Dispute Resolution | ICC Arbitration Rules 2026 – A new era for international arbitration?
The revisions aim to enhance efficiency, clarity and usability, while ensuring that ICC arbitration continues to meet the needs of users worldwide, following the previous update which entered into force in January 2021. Among the most consequential changes is the removal of the mandatory Terms of Reference (“ToR”), historically a distinctive feature of ICC proceedings requiring the parties and tribunal to sign a document defining the scope of the dispute at the outset of arbitration. Beyond the ToR, the revised Rules also introduce improvements to early dismissal mechanisms, updated provisions on the Emergency Arbitrator procedure, and enhanced tools for case management, all aimed at reducing delay and cost in international proceedings. The revised Rules will apply to all requests for arbitration filed on or after 1 June 2026.
The changes come at a time of continued strong demand for ICC Arbitration, with 881 cases filed under the Rules in 2025, total pending disputes reaching US$299 billion, and the ICC Rules ranked as the most preferred arbitration rules worldwide in a 2025 global survey. Nordic parties have historically been active users of ICC arbitration, and Scandinavian companies and states consistently feature among the users of the ICC’s caseload, reflecting the region’s deep integration in cross-border trade and investment.

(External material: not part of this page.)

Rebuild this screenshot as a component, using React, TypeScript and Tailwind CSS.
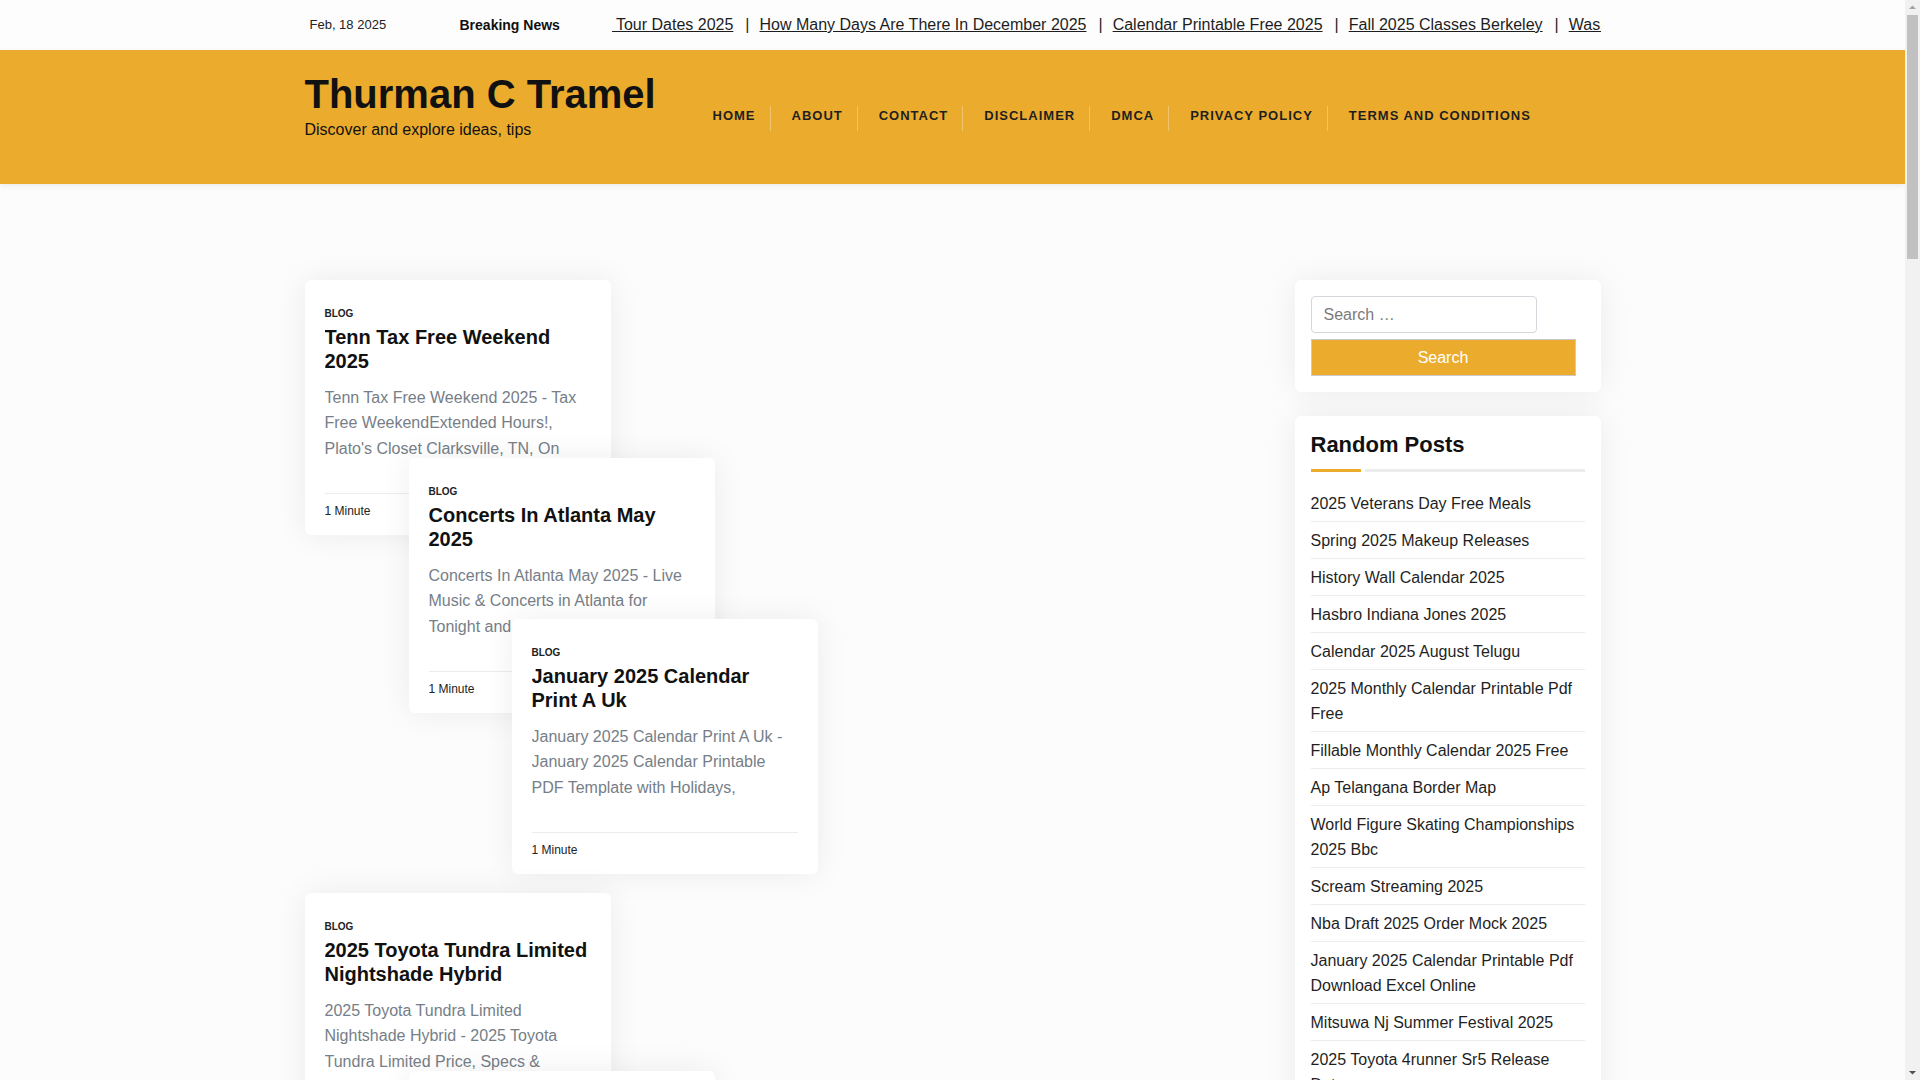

At BAHR, we view these revisions as a welcome and forward-looking development. The removal of the mandatory ToR is the headline change and, in our view, the most practically significant. ToR have long been regarded as a procedurally cumbersome feature of ICC arbitration, and one that can introduce delay, cost, as well as potential for ancillary disputes, at the very outset of proceedings, a stage at which efficient momentum is particularly valuable. Much like recent reforms to other leading arbitration regimes, the changes should enhance efficiency, reduce satellite litigation, and reinforce confidence in ICC arbitration as a trusted framework for resolving international disputes. That said, parties and practitioners who have relied on ToR as a tool for crystallising the issues in dispute and defining the tribunal’s mandate will need to adapt their approach, and should consider carefully whether equivalent mechanisms ought to be built into their procedural timetables and procedural orders.
As the international arbitration landscape continues to evolve, these developments are equally relevant to Nordic parties engaged in cross-border trade and investment and serve as a timely reminder to review and update arbitration clauses in commercial agreements. For Nordic parties, we recommend in particular reviewing existing arbitration clauses to ensure they remain fit for purpose under the new Rules to capture changes and ensure advantage is taken of the new early dismissal and Emergency Arbitrator provisions, considering whether standard ICC clauses should be supplemented with bespoke case management provisions to signal whether a ToR will be used, and seeking guidance on adapting arbitration strategies to the revised framework.